One of the most difficult parts of documents to format has been tables. In embedded-command formatters, complex commands are required. In WYSIWYG editors that support tables, such as Microsoft Word 4.0, tables must be formatted and constructed indirectly using many dialog boxes, rulers, and commands.

We have developed a prototype table editor that allows the users to draw tables in the same way they would draw them on paper: a few quick slashes for the lines, type the text into the fields, and the table is complete. The lines jump to appropriate places so they are connected nicely, and the text is always lined up inside the fields (see Figure 3). Also, the user can draw some of the fields, and then type in the data for the rest, and the same formatting will be applied. These uses of inferencing to automatically neaten the picture as it is being drawn, and to maintain the appropriate relationships if the picture is edited, differentiates our table editor from a conventional drawing tool. In fact, it is much quicker to use the table editor than a tool like MacDraw, since the user does not have to be careful to put the lines in the correct places.


Figure 3. The user specifies a table by drawing an example picture. As each line and string is drawn, it snaps to an appropriate position. The window at the bottom is visible if the "Explain" button is checked, and it describes the last inference.

If the user wants some lines to be thick and some thin, or double lines around some fields, they can simply be drawn. All fields do not have to have lines around them. The system will infer fields if separate strings are placed in different parts of the picture.

The table system uses a few simple rules to infer the properties of a table. Lines are assumed to attach if they are close together and perpendicular, rows and columns are assumed to be the exactly the same size if they are nearly so, and the placement of strings is adjusted to be exactly centered or justified, depending on where they appear to be in the field. If the right edge of a column is close to the end of a string inside it, then the width of the column is assumed to be the width of the widest entry in it, and similarly for the rows. If the strings are edited, the lines will move. If the right edge is far from the widest string or if the widest string contains an explicit carriage return, then the column width is assumed to be fixed, and the text is word-wrapped inside it, if necessary.
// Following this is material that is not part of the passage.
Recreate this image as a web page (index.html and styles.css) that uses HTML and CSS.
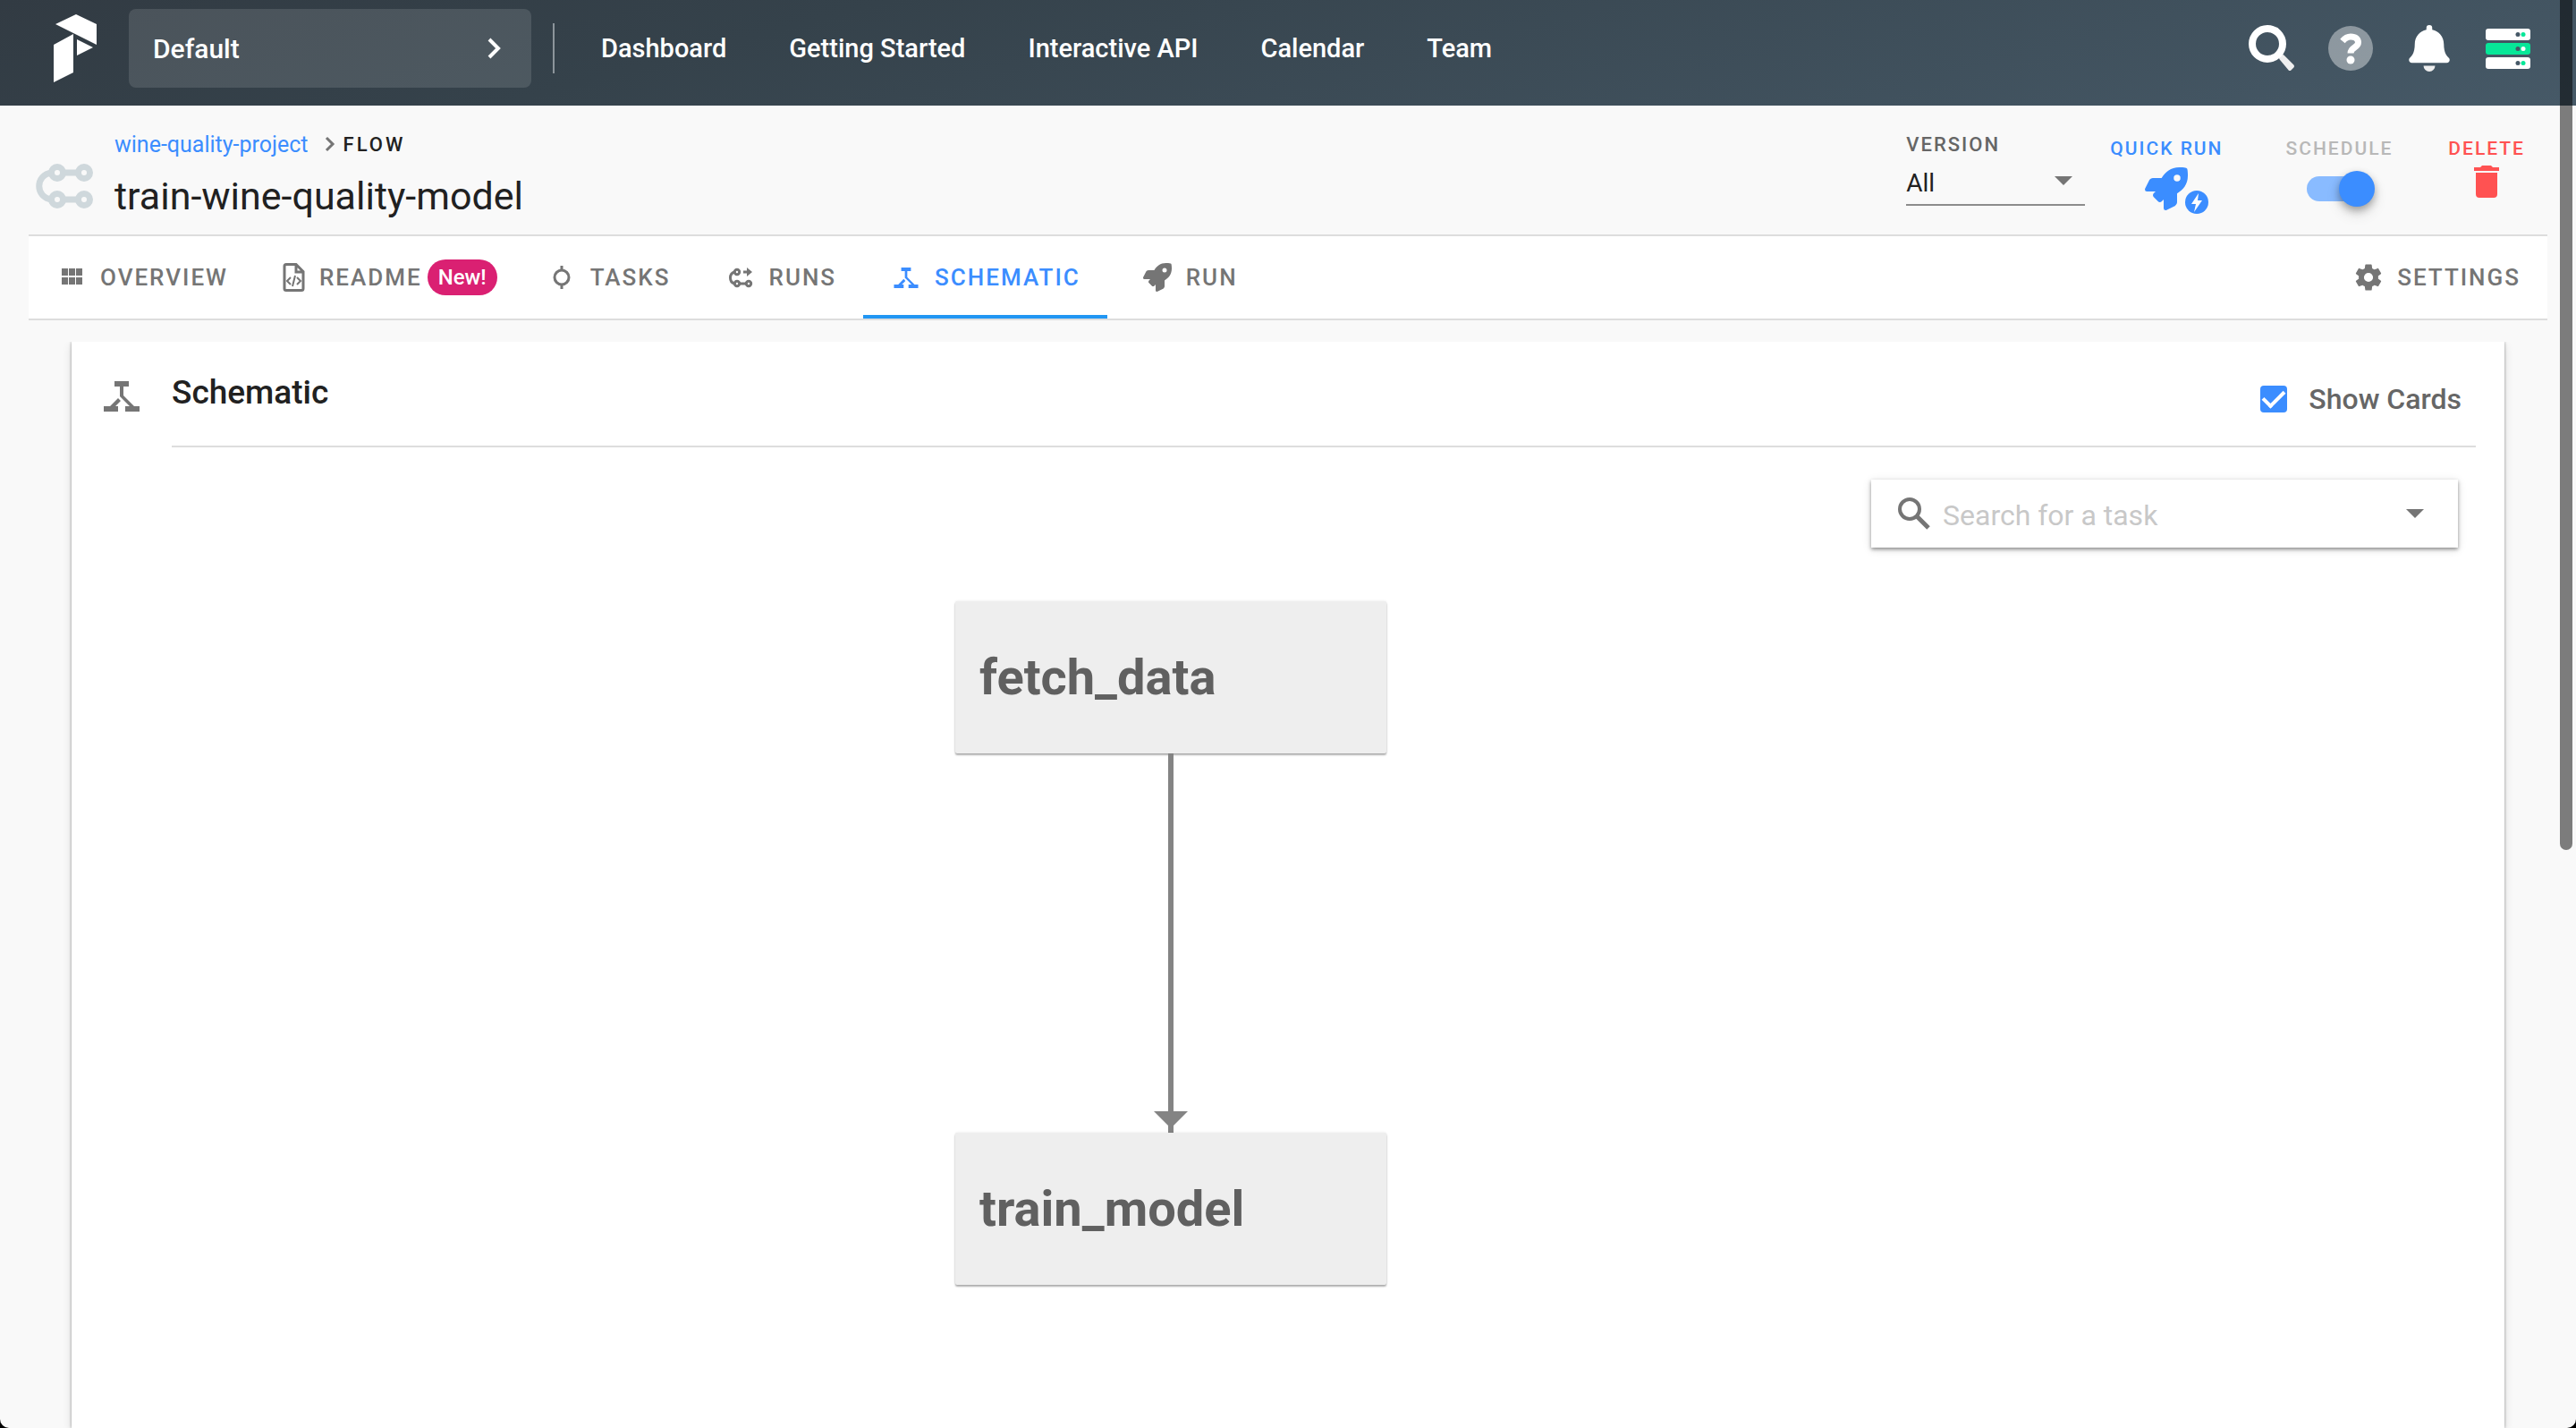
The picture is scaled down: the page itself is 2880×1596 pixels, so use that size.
FILE: index.html
```html
<!DOCTYPE html>
<html lang="en">
<head>
<meta charset="utf-8">
<title>train-wine-quality-model</title>
<link rel="stylesheet" href="styles.css">
</head>
<body>
<svg class="defs" width="0" height="0" aria-hidden="true">
  <symbol id="rocket" viewBox="0 0 512 512"><path d="M505.12 19.09c-1.19-5.53-6.66-11-12.21-12.18C460.72 0 435.51 0 410.41 0 307.18 0 245.27 55.2 199.05 128H94.84c-16.35 0-35.56 11.88-42.89 26.48L2.52 253.3A28.4 28.4 0 0 0 0 264a24 24 0 0 0 24 24h103.82l-22.48 22.47c-11.37 11.36-13 32.26 0 45.25l50.9 50.9c11.16 11.19 32.16 13.16 45.28 0L224 384.16V488a24 24 0 0 0 24 24 28.56 28.56 0 0 0 10.71-2.52l98.73-49.39c14.63-7.29 26.5-26.5 26.5-42.85V312.8C456.54 266.48 512 204.4 512 101.7c.08-25.2.08-50.4-6.88-82.61zM384 168a40 40 0 1 1 40-40 40 40 0 0 1-40 40z"/></symbol>
  <symbol id="schematic" viewBox="0 0 40 34"><path d="M12 0h16v6h-6v10l12 12h6v6H24v-6h5l-9-9L18 17V6h-6zM16 19l3 3-6 6h3v6H0v-6h7z"/></symbol>
</svg>
<div class="page">
  <header class="topbar">
    <a class="logo" href="#" aria-label="Home"><svg width="48" height="76" viewBox="0 0 48 76"><path d="M2 11 25 0l23 11v23zM0 34 22 22v43L0 76zM26 28l18 9-18 9z"/></svg></a>
    <button class="tenant" type="button">Default<svg width="16" height="24" viewBox="0 0 16 24"><path d="m3 2 10 10L3 22"/></svg></button>
    <nav class="mainnav">
      <a href="#">Dashboard</a><a href="#">Getting Started</a><a href="#">Interactive API</a><a href="#">Calendar</a><a href="#">Team</a>
    </nav>
    <div class="tools">
      <button type="button" aria-label="Search"><svg width="52" height="52" viewBox="0 0 52 52"><path d="m36 37 2-2 11 11-3 3z" fill="#eee" stroke="#eee" stroke-width="4" stroke-linejoin="round"/><circle cx="21" cy="21" r="17" fill="none" stroke="#fff" stroke-width="8"/></svg></button>
      <button type="button" aria-label="Help"><svg width="52" height="52" viewBox="0 0 52 52"><circle cx="26" cy="26" r="25" fill="#fff" fill-opacity=".4"/><path d="M17 18q4-5 9-5c6 0 8.500 3 8.500 6.500 0 6-8.500 5-8.500 12" fill="none" stroke="#fff" stroke-width="7"/><circle cx="26" cy="39" r="4.500" fill="#fff"/></svg></button>
      <button type="button" aria-label="Notifications"><svg width="52" height="52" viewBox="-32 0 512 512"><path fill="#fff" d="M439.39 362.29c-19.32-20.76-55.47-52-55.47-154.29 0-77.7-54.48-139.9-127.94-155.16V32a32 32 0 1 0-64 0v20.84C118.56 68.1 64.08 130.3 64.08 208c0 102.3-36.15 133.53-55.47 154.29A31.24 31.24 0 0 0 0 384c.11 16.4 13 32 32.1 32h383.8c19.12 0 32-15.6 32.1-32a31.23 31.23 0 0 0-8.61-21.71z"/><path fill="#eee" d="M160 448h128a64 64 0 0 1-128 0z"/></svg></button>
      <button type="button" aria-label="Agents"><svg width="52" height="52" viewBox="0 0 52 52"><rect x="1" y="4" width="50" height="13" rx="3" fill="#fff"/><rect x="1" y="20" width="50" height="13" rx="3" fill="#07e798"/><rect x="1" y="36" width="50" height="13" rx="3" fill="#fff"/><g fill="#465967"><circle cx="37" cy="10.500" r="2.500"/><circle cx="37" cy="26.500" r="2.500"/><circle cx="37" cy="42.500" r="2.500"/></g><circle cx="43" cy="10.500" r="2.500" fill="#07e798"/><circle cx="43" cy="26.500" r="2.500" fill="#fff"/><circle cx="43" cy="42.500" r="2.500" fill="#07e798"/></svg></button>
    </div>
  </header>

  <section class="flowhead">
    <svg class="flowicon" width="64" height="52" viewBox="0 0 64 52"><g fill="none" stroke="#cfd8dc" stroke-width="7"><circle cx="24" cy="11" r="6.500"/><circle cx="54" cy="11" r="6.500"/><circle cx="24" cy="41" r="6.500"/><circle cx="54" cy="41" r="6.500"/><path d="M30 11h18M30 41h18M18 11C-1 13-1 39 18 41"/></g></svg>
    <div class="names">
      <div class="crumbs"><a href="#">wine-quality-project</a><svg width="12" height="18" viewBox="0 0 12 18"><path d="m2 2 7 7-7 7"/></svg><span>FLOW</span></div>
      <h1>train-wine-quality-model</h1>
    </div>
    <div class="version">
      <label for="version">VERSION</label>
      <div class="selectwrap"><select id="version"><option>All</option></select><svg width="20" height="10" viewBox="0 0 20 10"><path d="M0 0h20L10 10z"/></svg></div>
    </div>
    <button class="action quick" type="button">QUICK RUN<span class="quickicon"><svg width="48" height="48"><use href="#rocket"/></svg><svg class="bolt" width="28" height="28" viewBox="0 0 28 28"><circle cx="14" cy="14" r="13"/><path d="m16 4-8 12h5l-2 9 9-13h-5z" fill="#fff"/></svg></span></button>
    <label class="action schedule">SCHEDULE<input type="checkbox" checked></label>
    <button class="action delete" type="button">DELETE<svg width="28" height="36" viewBox="0 0 28 36"><path d="M2 8h24v24q0 4-4 4H6q-4 0-4-4zM0 2h7l2-2h10l2 2h7v4H0z"/></svg></button>
  </section>

  <nav class="tabs">
    <a href="#"><svg width="32" height="32" viewBox="0 0 32 32"><path d="M5 6h7v8H5zm8 0h7v8h-7zm8 0h7v8h-7zM5 16h7v8H5zm8 0h7v8h-7zm8 0h7v8h-7z"/></svg>OVERVIEW</a>
    <a class="readme" href="#"><svg width="32" height="32" viewBox="0 0 32 32"><path class="line" d="M7 1.500h11l8 8v19a2 2 0 0 1-2 2H7a2 2 0 0 1-2-2v-25a2 2 0 0 1 2-2zM18 2v8h8"/><path class="thin" d="m12 16-4 4 4 4M19 16l4 4-4 4M17 14l-3 12"/></svg>README<span class="badge">New!</span></a>
    <a href="#"><svg width="32" height="32" viewBox="0 0 32 32"><path class="line" d="M16 3v5M16 24v5"/><circle class="line" cx="16" cy="16" r="8"/></svg>TASKS</a>
    <a href="#"><svg width="32" height="32" viewBox="0 0 32 32"><g class="line"><circle cx="12" cy="10" r="2.700"/><circle cx="12" cy="23" r="2.700"/><circle cx="25" cy="23" r="2.700"/><path d="M15 23h7M9 10C3 12 3 21 9 23M19 10h5"/></g><path d="m23 5 6 5-6 5z"/></svg>RUNS</a>
    <a class="active" href="#" aria-current="page"><svg width="32" height="23"><use href="#schematic"/></svg>SCHEMATIC</a>
    <a class="runtab" href="#"><svg width="48" height="32"><use href="#rocket"/></svg>RUN</a>
    <a class="settings" href="#"><svg width="32" height="32" viewBox="1 1 22 22"><path d="M12 15.500A3.500 3.500 0 0 1 8.500 12 3.500 3.500 0 0 1 12 8.500a3.500 3.500 0 0 1 3.500 3.500 3.500 3.500 0 0 1-3.500 3.500m7.430-2.530c.04-.32.07-.64.07-.97s-.03-.66-.07-1l2.110-1.630c.19-.15.24-.42.12-.64l-2-3.460c-.12-.22-.39-.31-.61-.22l-2.490 1c-.52-.39-1.060-.73-1.690-.98l-.37-2.650A.506.506 0 0 0 14 2h-4c-.25 0-.46.180-.5.420l-.37 2.650c-.63.250-1.170.59-1.690.98l-2.490-1c-.22-.09-.49 0-.61.220l-2 3.460c-.13.220-.07.490.12.640L4.570 11c-.04.340-.07.670-.07 1s.03.650.07.970l-2.110 1.660c-.19.150-.25.420-.12.640l2 3.460c.12.220.39.300.61.220l2.490-1.010c.52.400 1.060.74 1.690.99l.37 2.650c.04.240.25.420.5.420h4c.25 0 .46-.18.5-.42l.37-2.650c.63-.26 1.170-.59 1.690-.99l2.490 1.010c.22.080.49 0 .61-.22l2-3.460c.12-.22.07-.49-.12-.64z"/></svg>SETTINGS</a>
  </nav>

  <main class="card">
    <div class="cardhead">
      <svg class="cardicon" width="40" height="34"><use href="#schematic"/></svg>
      <div class="cardtitle">
        <h2>Schematic</h2>
        <label class="showcards"><input type="checkbox" checked>Show Cards</label>
      </div>
    </div>
    <label class="search">
      <svg width="36" height="36" viewBox="0 0 36 36"><circle cx="13" cy="13" r="11" fill="none" stroke="#757575" stroke-width="4"/><path d="m21 21 13 13" stroke="#757575" stroke-width="5"/></svg>
      <input type="text" placeholder="Search for a task" aria-label="Search for a task">
      <svg width="20" height="10" viewBox="0 0 20 10"><path fill="#757575" d="M0 0h20L10 10z"/></svg>
    </label>
    <div class="canvas">
      <div class="node first">fetch_data</div>
      <svg class="edge" width="38" height="424" viewBox="0 0 38 424"><path d="M16 0h6v400h16l-16 16v8h-6v-8L0 400h16z"/></svg>
      <div class="node second">train_model</div>
    </div>
  </main>
</div>
<div class="scrollthumb"></div>
</body>
</html>
```
FILE: styles.css
```css
* { box-sizing: border-box; }
html { background: #000; }
body { margin: 0; font-family: Roboto, "Liberation Sans", sans-serif; color: #212121; }
a { text-decoration: none; color: inherit; }
button { border: 0; padding: 0; background: none; font: inherit; color: inherit; cursor: pointer; }
h1, h2 { margin: 0; font-weight: 400; }
svg { display: block; flex: none; }
.defs { position: absolute; }

.page { height: 100vh; display: flex; flex-direction: column; overflow: hidden; background: #f9f9f9; border-radius: 0 0 10px 10px; }

/* top bar */
.topbar { flex: none; height: 118px; padding: 10px 50px 20px 60px; display: flex; align-items: center; color: #fff; background: linear-gradient(165deg, #323b43, #35424b 30%, #465967); font-size: 29px; font-weight: 500; }
.logo svg { fill: #fff; }
.tenant { width: 450px; height: 88px; margin-left: 36px; padding: 0 34px 0 27px; display: flex; align-items: center; justify-content: space-between; border-radius: 8px; background: rgba(255, 255, 255, .12); font-size: 30px; }
.tenant svg { fill: none; stroke: #fff; stroke-width: 4; }
.mainnav { height: 56px; margin-left: 24px; padding-left: 52px; display: flex; align-items: center; gap: 70px; border-left: 2px solid #8c959b; }
.tools { margin-left: auto; display: flex; gap: 36px; }

/* flow heading */
.flowhead { flex: none; height: 144px; padding: 26px 57px 0 40px; display: flex; align-items: flex-start; }
.flowicon { margin-top: 38px; }
.names { margin-left: 24px; flex: 1; }
.crumbs { height: 34px; display: flex; align-items: center; font-size: 25px; }
.crumbs a { color: #3b8dff; }
.crumbs svg { margin: 0 9px 0 18px; fill: none; stroke: #757575; stroke-width: 3; }
.crumbs span { font-size: 22px; font-weight: 500; letter-spacing: 3px; }
h1 { font-size: 43px; line-height: 48px; margin-top: 17px; }
.version { width: 200px; margin-right: 28px; }
.version label { display: block; font-size: 22px; line-height: 36px; font-weight: 500; letter-spacing: 2px; color: #666; }
.selectwrap { height: 50px; display: flex; align-items: center; border-bottom: 2px solid #8c8c8c; }
.selectwrap select { flex: 1; border: 0; padding: 0; appearance: none; background: none; font: inherit; font-size: 28px; color: #212121; }
.selectwrap svg { margin: 0 14px 4px 0; fill: #757575; }
.action { display: flex; flex-direction: column; align-items: center; font-size: 21px; line-height: 26px; font-weight: 500; letter-spacing: 2px; margin-top: 9px; }
.quick { color: #3b8dff; fill: #3b8dff; }
.quickicon { position: relative; margin: 8px 0 0; }
.bolt { position: absolute; left: 44px; top: 25px; }
.schedule { margin-left: 70px; color: #b8b8b8; }
.schedule input { appearance: none; position: relative; width: 72px; height: 28px; margin: 18px 0 0; border-radius: 14px; background: #89bbff; }
.schedule input::after { content: ""; position: absolute; right: -4px; top: -6px; width: 40px; height: 40px; border-radius: 50%; background: #3b8dff; box-shadow: 0 4px 8px rgba(0, 0, 0, .3), 0 8px 16px rgba(0, 0, 0, .12); }
.delete { margin-left: 62px; color: #ff5252; fill: #ff5252; gap: 6px; }

/* tabs */
.tabs { flex: none; height: 96px; margin: 0 32px; padding: 0; display: flex; align-items: stretch; background: #fff; border: solid #ddd; border-width: 2px 0; font-size: 26px; font-weight: 500; letter-spacing: 2px; color: #757575; fill: #757575; }
.tabs a { display: flex; align-items: center; gap: 16px; padding: 0 30px 0 32px; border-bottom: 4px solid transparent; border-top: 4px solid transparent; }
.tabs .active { color: #3b8dff; fill: #3b8dff; border-bottom-color: #2196f3; }
.tabs .readme { gap: 12px; padding: 0 24px 0 28px; }
.tabs .runtab { gap: 8px; }
.tabs .settings { margin-left: auto; }
.line { fill: none; stroke: #757575; stroke-width: 3; }
.thin { fill: none; stroke: #757575; stroke-width: 2; }
.badge { height: 40px; margin-left: -6px; padding: 0 12px; border-radius: 20px; background: #da2072; color: #fff; font-size: 24px; line-height: 40px; letter-spacing: 0; }

/* schematic card */
.card { flex: 1; position: relative; margin: 24px 80px 0; padding: 36px 32px 0 36px; background: #fff; box-shadow: 0 0 3px rgba(0, 0, 0, .4), 0 4px 10px rgba(0, 0, 0, .12); clip-path: inset(0 -20px); }
.cardhead { display: flex; gap: 36px; }
.cardicon { margin-top: 8px; fill: #757575; }
.cardtitle { flex: 1; height: 82px; display: flex; justify-content: space-between; border-bottom: 2px solid #ddd; }
h2 { font-size: 37px; line-height: 42px; font-weight: 500; }
.showcards { height: 56px; display: flex; align-items: center; gap: 24px; margin-right: 16px; font-size: 32px; font-weight: 500; color: #666; }
.showcards input { appearance: none; width: 30px; height: 30px; margin: 0; border-radius: 4px; background: #3b8dff; display: grid; place-items: center; }
.showcards input::after { content: ""; width: 20px; height: 10px; border: solid #fff; border-width: 0 0 4px 4px; transform: rotate(-45deg) translate(2px, -2px); }
.search { width: 656px; height: 76px; margin: 36px 20px 0 auto; padding: 0 38px 0 30px; display: flex; align-items: center; box-shadow: 0 2px 4px rgba(0, 0, 0, .4), 0 2px 10px rgba(0, 0, 0, .12); }
.search input { flex: 1; min-width: 0; margin: 0 14px; padding: 3px 0 0; border: 0; outline: 0; background: none; font: inherit; font-size: 32px; }
.search input::placeholder { color: #c8c8c8; opacity: 1; }

/* diagram */
.canvas { position: absolute; inset: 290px 0 0 0; }
.node { position: absolute; left: 988px; width: 482px; height: 170px; padding-left: 27px; border-radius: 2px; background: #eee; box-shadow: 0 2px 2px rgba(0, 0, 0, .3), 0 0 3px rgba(0, 0, 0, .1); font-size: 56px; line-height: 170px; font-weight: 700; color: #606060; }
.first { top: 0; }
.second { top: 594px; }
.edge { position: absolute; left: 1210px; top: 170px; fill: #848484; }

.scrollthumb { position: fixed; top: -8px; right: 4px; width: 14px; height: 958px; border-radius: 7px; background: rgba(0, 0, 0, .5); }
```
The inferencing for the tables is much more likely to be correct than for a conventional drawing program such as PED [Pavlidis 85] due to the restrictions on the ways tables are usually presented. All lines are horizontal or vertical, lines rarely are left dangling, and strings are only allowed in certain places. However, the system does occasionally guess wrong. Unlike Peridot (Chapter 6), the system immediately performs the inference, and provides "Undo Guess" and "Guess Again" buttons. These can be used to remove the inference and to try other guesses. This method is faster and seems warranted since the first guess is more often correct than in Peridot. Further study on the appropriate kinds of feedback are ongoing.

Once the table is created with example data, the user can just use it as it is (if the example data is the real data), or define it as a style. In this case, the system will allow the real data to have a different number of rows and columns than the sample data, and will replicate the example formatting as needed. The system tries to be smart about headings in the table, so if they do not appear to be supplied in the data, the example headings will be used. Also, if there are headings which span multiple columns or rows (as in Figure 3), the system will try to replicate them appropriately.

Bibliographic references

Defining the formatting for bibliographic references is quite difficult in most systems. In our editor, the user can specify the formatting by supplying examples of how different types of entries should look. For instance, to define the formatting for a conference article, the user might supply the following example: From this, the system can infer the formatting of all conference proceedings: the key should be the author's last name, first names should be abbreviated and in forward order, there should be a period after the name, etc. Similar inputs can be given to define the formatting for other types of entries, such as books or journal articles.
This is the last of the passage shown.